Lieutenant Teeple's Mistake

      Peter Teeple and John Stone were the two first young married men that settled in Charlotteville. They were the sons-in-law of the original Frederick Mabee, and came with that old pioneer and his family to Turkey Point in 1793. After the township was surveyed Peter Teeple settled near Forestville, on Lot 8 [1]in the broken front [2]. He was a U. E. Loyalist, having served as lieutenant [3] of a cavalry company [4] in the British army during the war of the Revolution. It is said that he took part in several notable engagements [5], and that while scouting in Virginia a bullet from the rifle of an American sharpshooter killed the horse upon which he was mounted. At the close of the war his company was disbanded at Halifax [6]; and, owing to his fine physique, being six feet two inches in height [7], he was offered great inducements to return with the troops and join His Majesty's Life Guards. He declined the offer, and ever after considered the act as the great mistake of his life.

     Peter Teeple was one of Norfolk's first Justices of the Peace, having that honor conferred upon him by virtue of the first General Commission of the Peace for the District of London, dated at York, January 1st, 1800. Mr. Teeple was also one of three appointed at the same time to act as Commissioners for administering oaths prescribed by law to the officers of the Government. On the second day of April following he was sworn into office at the house of Lieut. James Monroe. On April 8th, the first session of the first court held on Norfolk soil, was held at Fort Monroe, and Squire [8] Teeple was one of the sitting justices. [9]

     Squire Teeple and his wife were two of the constituent members of the old pioneer Baptist church [10], organized by Elder Finch in 1804; and when the acre of land was purchased from Oliver Mabee, in 1807, upon which to erect a meeting-house, Mr.

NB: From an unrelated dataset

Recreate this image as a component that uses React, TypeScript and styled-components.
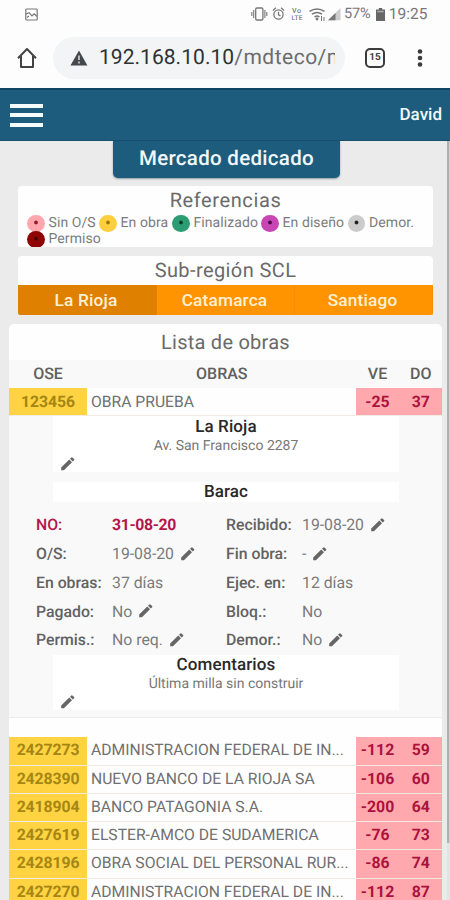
import React from 'react';
import styled, { createGlobalStyle } from 'styled-components';
import { MdEdit } from 'react-icons/md';

const GlobalStyle = createGlobalStyle`
  * { box-sizing: border-box; }
  body {
    margin: 0;
    background: #ebebeb;
    font-family: Roboto, "Liberation Sans", sans-serif;
    text-rendering: geometricPrecision;
  }
`;

const Screen = styled.div`
  width: 450px;
  height: 900px;
  overflow: hidden;
  display: flex;
  flex-direction: column;
  background: #ebebeb;
  color: #686868;
`;

const StatusBar = styled.div`
  flex: 0 0 28px;
  display: flex;
  align-items: center;
  padding: 0 22px 0 25px;
  background: #fdfdfd;
  color: #777;
`;
const StatusIcons = styled.div`
  margin-left: auto;
  display: flex;
  align-items: center;
`;
const StatusText = styled.span<{ $w: number; $size: number; $ls?: number }>`
  width: ${p => p.$w}px;
  font-size: ${p => p.$size}px;
  letter-spacing: ${p => p.$ls ?? 0}px;
  line-height: 28px;
  white-space: nowrap;
`;

const BrowserBar = styled.div`
  flex: 0 0 60px;
  display: flex;
  align-items: center;
  padding: 0 20px 0 17px;
  background: #fdfdfd;
`;
const AddressPill = styled.div`
  width: 292px;
  height: 42px;
  margin: 0 20px 0 16px;
  padding: 0 10px 0 17px;
  border-radius: 21px;
  background: #f2f4f5;
  display: flex;
  align-items: center;
`;
const Url = styled.div`
  width: 237px;
  margin-left: 11px;
  overflow: hidden;
  white-space: nowrap;
  font-size: 21px;
  line-height: 30px;
  letter-spacing: 0.5px;
  color: #6a6c6e;
`;
const Host = styled.span`
  letter-spacing: 0.05px;
  color: #303234;
`;
const TabCount = styled.div`
  width: 20px;
  height: 20px;
  margin-right: 32px;
  border: 2px solid #3b3b3b;
  border-radius: 5px;
  font-size: 10px;
  font-weight: 700;
  line-height: 16px;
  text-align: center;
  color: #444;
`;

const AppHeader = styled.header`
  flex: 0 0 53px;
  display: flex;
  align-items: center;
  justify-content: space-between;
  padding: 0 8px 0 10px;
  background: #1d5c7c;
  border-top: 2px solid #0d4563;
  border-bottom: 1px solid #164f6d;
  color: #f2f8fb;
  font-size: 17px;
  font-weight: 500;
  line-height: 50px;
`;
const MenuButton = styled.button`
  width: 33px;
  height: 23px;
  padding: 0;
  border: 0;
  background: none;
  display: flex;
  flex-direction: column;
  justify-content: space-between;
`;
const MenuLine = styled.span`
  height: 4px;
  width: 33px;
  background: #f6fbfd;
`;

const Viewport = styled.div`
  flex: 1;
  min-height: 0;
  display: flex;
`;
const Content = styled.main`
  width: 447px;
  padding-left: 9px;
  flex: none;
`;
const ScrollTrack = styled.div`
  width: 3px;
  background: #e3e3e3;
`;
const ScrollThumb = styled.div`
  height: 702px;
  width: 3px;
  background: #b0b0b0;
  border-right: 1px solid #d0d0d0;
`;

const PageTitle = styled.h1`
  width: 227px;
  height: 37px;
  margin: 0 0 8px 104px;
  border-radius: 0 0 5px 5px;
  background: #1d5c7c;
  box-shadow: 0 1px 2px rgba(0, 40, 60, 0.4);
  color: #f0f6f9;
  font-size: 20.5px;
  font-weight: 500;
  letter-spacing: 0.3px;
  line-height: 36px;
  text-align: center;
`;

const Card = styled.section<{ $h: number; $gap: number }>`
  width: 415px;
  height: ${p => p.$h}px;
  margin: 0 0 ${p => p.$gap}px 9px;
  border-radius: 4px 4px 2px 2px;
  background: #fefefe;
  overflow: hidden;
`;
const CardTitle = styled.h2<{ $lh: number; $ls?: number }>`
  margin: 0;
  font-size: 20px;
  font-weight: 400;
  line-height: ${p => p.$lh}px;
  letter-spacing: ${p => p.$ls ?? 0.4}px;
  text-align: center;
  color: #6a6a6a;
`;

const Legend = styled.div`
  display: grid;
  grid-template-columns: 72px 73px 89px 86.5px 80px;
  grid-auto-rows: 16px;
  padding-left: 9px;
`;
const LegendItem = styled.div`
  display: flex;
  align-items: center;
  gap: 4px;
  font-size: 14px;
  letter-spacing: 0.08px;
  white-space: nowrap;
  color: #7c7c7c;
`;
const Dot = styled.span<{ $color: string; $pip: string }>`
  flex: none;
  width: 17.5px;
  height: 17px;
  border-radius: 50%;
  background: radial-gradient(circle at 50% 44%, ${p => p.$pip} 1.3px, ${p => p.$color} 2.4px);
`;

const Tabs = styled.div`
  display: grid;
  grid-template-columns: 139px 138px 138px;
`;
const Tab = styled.button<{ $active?: boolean }>`
  height: 30px;
  padding: 0 2px 0 0;
  border: 0;
  border-right: 1px solid ${p => (p.$active ? '#e08000' : '#f78f02')};
  background: ${p => (p.$active ? '#e08000' : '#ff9400')};
  color: #fff0d4;
  font: 500 17.3px/30px Roboto, sans-serif;
  letter-spacing: 0.15px;
`;

const ListCard = styled.section`
  width: 433px;
  height: 590px;
  border-radius: 5px 5px 0 0;
  background: #fefefe;
  overflow: hidden;
`;
const TableRow = styled.div<{ $head?: boolean; $line?: number }>`
  display: grid;
  grid-template-columns: 78px 268.5px 44px 42.5px;
  height: ${p => (p.$head ? 28 : 28.3)}px;
  background: ${p => (p.$head ? '#f9f9f9' : '#fefefe')};
  border-bottom: ${p => (p.$head ? 0 : 1)}px solid #f1ebe4;
  line-height: ${p => p.$line ?? 27}px;
`;
const HeadCell = styled.div<{ $shift?: number }>`
  padding-left: ${p => p.$shift ?? 0}px;
  font-size: 16px;
  font-weight: 500;
  text-align: center;
  color: #606060;
`;
const OseCell = styled.div`
  background: #ffd342;
  color: #a58613;
  font-size: 15.8px;
  font-weight: 700;
  letter-spacing: -0.1px;
  text-align: center;
`;
const WorkCell = styled.div`
  padding-left: 4px;
  font-size: 15.7px;
  white-space: nowrap;
  color: #707070;
`;
const DaysCell = styled.div`
  background: #ffa9ae;
  color: #ab123d;
  font-size: 15.8px;
  font-weight: 700;
  text-align: center;
`;

const Detail = styled.div`
  height: 302px;
  margin-bottom: 19px;
  background: #f9f9f9;
  border-bottom: 1px solid #ececec;
`;
const InfoBox = styled.div<{ $h: number; $gap: number; $top?: number }>`
  width: 346px;
  height: ${p => p.$h}px;
  margin: 0 0 ${p => p.$gap}px 44px;
  padding-top: ${p => p.$top ?? 0}px;
  background: #fff;
  text-align: center;
`;
const InfoTitle = styled.h3`
  margin: 0;
  font-size: 17px;
  font-weight: 500;
  line-height: 21px;
  letter-spacing: 0.1px;
  color: #292929;
`;
const InfoText = styled.p`
  margin: 0;
  font-size: 14px;
  line-height: 17px;
  letter-spacing: 0;
  color: #777;
`;
const EditLine = styled.div`
  display: flex;
  height: 17px;
  padding-left: 6px;
  align-items: center;
`;
const Pencil = styled(MdEdit)`
  flex: none;
  width: 17.5px;
  height: 17.5px;
  color: #666;
`;

const Fields = styled.div`
  display: grid;
  grid-template-columns: 76px 114px 76px 120px;
  grid-auto-rows: 28.8px;
  height: 144.5px;
  padding-left: 27px;
  align-items: center;
`;
const FieldLabel = styled.div<{ $alert?: boolean }>`
  font-size: 15.8px;
  font-weight: 500;
  color: ${p => (p.$alert ? '#b4164a' : '#626262')};
`;
const FieldValue = styled.div<{ $alert?: boolean }>`
  display: flex;
  align-items: center;
  gap: 5px;
  white-space: nowrap;
  font-size: 15.8px;
  font-weight: ${p => (p.$alert ? 700 : 400)};
  letter-spacing: ${p => (p.$alert ? -0.35 : 0)}px;
  color: ${p => (p.$alert ? '#b4164a' : '#7b7b7b')};
`;

const legend = [
  { label: 'Sin O/S', color: '#ffa7ac', pip: '#97152d' },
  { label: 'En obra', color: '#fdcf3f', pip: '#987708' },
  { label: 'Finalizado', color: '#2c9d73', pip: '#073e2b' },
  { label: 'En diseño', color: '#c846b4', pip: '#4b0846' },
  { label: 'Demor.', color: '#cbcbcb', pip: '#1c1c1c' },
  { label: 'Permiso', color: '#8f0404', pip: '#4c0000' },
];

const fields = [
  { label: 'NO:', value: '31-08-20', alert: true },
  { label: 'Recibido:', value: '19-08-20', edit: true },
  { label: 'O/S:', value: '19-08-20', edit: true },
  { label: 'Fin obra:', value: '-', edit: true },
  { label: 'En obras:', value: '37 días' },
  { label: 'Ejec. en:', value: '12 días' },
  { label: 'Pagado:', value: 'No', edit: true },
  { label: 'Bloq.:', value: 'No' },
  { label: 'Permis.:', value: 'No req.', edit: true },
  { label: 'Demor.:', value: 'No', edit: true },
];

const works = [
  ['2427273', 'ADMINISTRACION FEDERAL DE IN...', '-112', '59'],
  ['2428390', 'NUEVO BANCO DE LA RIOJA SA', '-106', '60'],
  ['2418904', 'BANCO PATAGONIA S.A.', '-200', '64'],
  ['2427619', 'ELSTER-AMCO DE SUDAMERICA', '-76', '73'],
  ['2428196', 'OBRA SOCIAL DEL PERSONAL RUR...', '-86', '74'],
  ['2427270', 'ADMINISTRACION FEDERAL DE IN...', '-112', '87'],
];

function WorkRow({ data, line }: { data: string[]; line: number }) {
  return (
    <TableRow $line={line}>
      <OseCell>{data[0]}</OseCell>
      <WorkCell>{data[1]}</WorkCell>
      <DaysCell>{data[2]}</DaysCell>
      <DaysCell>{data[3]}</DaysCell>
    </TableRow>
  );
}

const PictureIcon = () => (
  <svg width="13" height="13" viewBox="0 0 13 13" fill="none" stroke="#777" strokeWidth="1.2">
    <rect x="0.8" y="1" width="11.4" height="11" rx="0.8" />
    <path d="M1 6 L4 4.7 L7 8 L9.2 5.8 L12 8.5 M2 9.5 L4 8" />
  </svg>
);

const SystemIcons = () => (
  <svg width="93" height="18" viewBox="0 0 93 18" fill="none" stroke="#777" strokeWidth="1.3">
    <rect x="4.7" y="3" width="7.2" height="12" rx="1.2" />
    <path d="M2.7 5v8M13.9 5v8M0.8 7v4M15.8 7v4" strokeWidth="1.1" />
    <circle cx="27.5" cy="9.5" r="4.6" />
    <path d="M27.5 6.8v3l2 1M21.9 5.4l3-2.6M33.1 5.4l-3-2.6" />
    <text x="41" y="8.4" fill="#777" stroke="none" fontSize="7" fontWeight="500" textLength="9">Vo</text>
    <text x="40.5" y="15" fill="#777" stroke="none" fontSize="6.5" fontWeight="500" textLength="11">LTE</text>
    <path d="M58.5 6.4q7.5-5 15 0M61 9.2q5-3.5 10 0M63.5 12q2.5-1.8 5 0" strokeWidth="1.5" />
    <circle cx="66" cy="14" r="1.4" fill="#777" stroke="none" />
    <path d="M70.5 11v5M73 16v-4" strokeWidth="1" />
    <path d="M77 15.2 L89.5 3v12.2z" fill="#ccc" stroke="none" />
    <path d="M77 15.2 L84.5 8v7.2z" fill="#777" stroke="none" />
  </svg>
);

export default function App() {
  return (
    <>
      <GlobalStyle />
      <Screen>
        <StatusBar>
          <PictureIcon />
          <StatusIcons>
            <SystemIcons />
            <StatusText $w={32} $size={14.5} $ls={-0.1}>57%</StatusText>
            <svg width="9" height="13" viewBox="0 0 9 13">
              <path d="M2.8 0h3.4v1.5H9V13H0V1.5h2.8z" fill="#666" />
              <path d="M1.3 2.8h6.4v1.5H1.3z" fill="#aaa" />
            </svg>
            <StatusText $w={43} $size={15.5}>&nbsp;19:25</StatusText>
          </StatusIcons>
        </StatusBar>
        <BrowserBar>
          <svg width="20" height="22" viewBox="0 0 20 22" fill="none" stroke="#434343" strokeWidth="2">
            <path d="M1 11.2 L10 2 L19 11.2 M4 9v11h12V9" strokeLinejoin="round" />
          </svg>
          <AddressPill>
            <svg width="18" height="16" viewBox="0 0 18 16">
              <path d="M9 0.5 L17.5 15.5H0.5z" fill="#45484a" />
              <path d="M8 5.5h2v4.5H8zM8 11.6h2v1.9H8z" fill="#b7babc" />
            </svg>
            <Url><Host>192.168.10.10</Host>/mdteco/m</Url>
          </AddressPill>
          <TabCount>15</TabCount>
          <svg width="6" height="20" viewBox="0 0 6 20" fill="#3b3b3b">
            <circle cx="3" cy="3.5" r="2.3" />
            <circle cx="3" cy="10" r="2.3" />
            <circle cx="3" cy="16.5" r="2.3" />
          </svg>
        </BrowserBar>
        <AppHeader>
          <MenuButton aria-label="Menú"><MenuLine /><MenuLine /><MenuLine /></MenuButton>
          <span>David</span>
        </AppHeader>
        <Viewport>
          <Content>
            <PageTitle>Mercado dedicado</PageTitle>
            <Card $h={61} $gap={9}>
              <CardTitle $lh={29} $ls={0.6}>Referencias</CardTitle>
              <Legend>
                {legend.map(item => (
                  <LegendItem key={item.label}>
                    <Dot $color={item.color} $pip={item.pip} />
                    {item.label}
                  </LegendItem>
                ))}
              </Legend>
            </Card>
            <Card $h={59} $gap={9}>
              <CardTitle $lh={29}>Sub-región SCL</CardTitle>
              <Tabs>
                <Tab $active>La Rioja</Tab>
                <Tab>Catamarca</Tab>
                <Tab>Santiago</Tab>
              </Tabs>
            </Card>
            <ListCard>
              <CardTitle $lh={36} $ls={0.25}>Lista de obras</CardTitle>
              <TableRow $head>
                <HeadCell>OSE</HeadCell>
                <HeadCell $shift={1}>OBRAS</HeadCell>
                <HeadCell>VE</HeadCell>
                <HeadCell>DO</HeadCell>
              </TableRow>
              <WorkRow data={['123456', 'OBRA PRUEBA', '-25', '37']} line={27} />
              <Detail>
                <InfoBox $h={56} $gap={9.5} $top={1}>
                  <InfoTitle>La Rioja</InfoTitle>
                  <InfoText>Av. San Francisco 2287</InfoText>
                  <EditLine><Pencil /></EditLine>
                </InfoBox>
                <InfoBox $h={20} $gap={8.5}>
                  <InfoTitle>Barac</InfoTitle>
                </InfoBox>
                <Fields>
                  {fields.map(f => (
                    <React.Fragment key={f.label}>
                      <FieldLabel $alert={f.alert}>{f.label}</FieldLabel>
                      <FieldValue $alert={f.alert}>
                        {f.value}
                        {f.edit && <Pencil />}
                      </FieldValue>
                    </React.Fragment>
                  ))}
                </Fields>
                <InfoBox $h={55} $gap={0}>
                  <InfoTitle>Comentarios</InfoTitle>
                  <InfoText>Última milla sin construir</InfoText>
                  <EditLine><Pencil /></EditLine>
                </InfoBox>
              </Detail>
              {works.map(row => <WorkRow key={row[0]} data={row} line={25} />)}
            </ListCard>
          </Content>
          <ScrollTrack><ScrollThumb /></ScrollTrack>
        </Viewport>
      </Screen>
    </>
  );
}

Teeple became one of the first trustees.

     After the war of 1812 Mr. Teeple moved into Oxford county and settled on land granted by the Government [11]. At that time land in the vicinity of Woodstock sold at from $1 to $2 per acre. This was only about eighty years ago, and to-day Oxford is known as the garden of Canada. Surely, the fathers of that time had opportunities for securing homes for their sons which the fathers of our day do not have. True, the forest was dense and heavy, and the soil dark, damp and sticky; but these were advantages in disguise, as the hard timber lands were more easily cleared than the pine lands, while the soil, which was considered too wet and not sufficiently friable for cultivation, proved to be easily tillable and exceedingly fertile.

     Peter Teeple had three sons, William, Luke and Pellum, and one daughter, Susan. [12] William, the eldest son, settled near Aylmer, in the township of Malahide. Pellum settled on the homestead in Oxford. Susan married Archibald Burch and settled near Woodstock. The Baptist Institute stands on the land formerly owned by him. Mr. Burch had a son, William, who married a daughter of John Hatch, Esq., and settled at Woodstock [13].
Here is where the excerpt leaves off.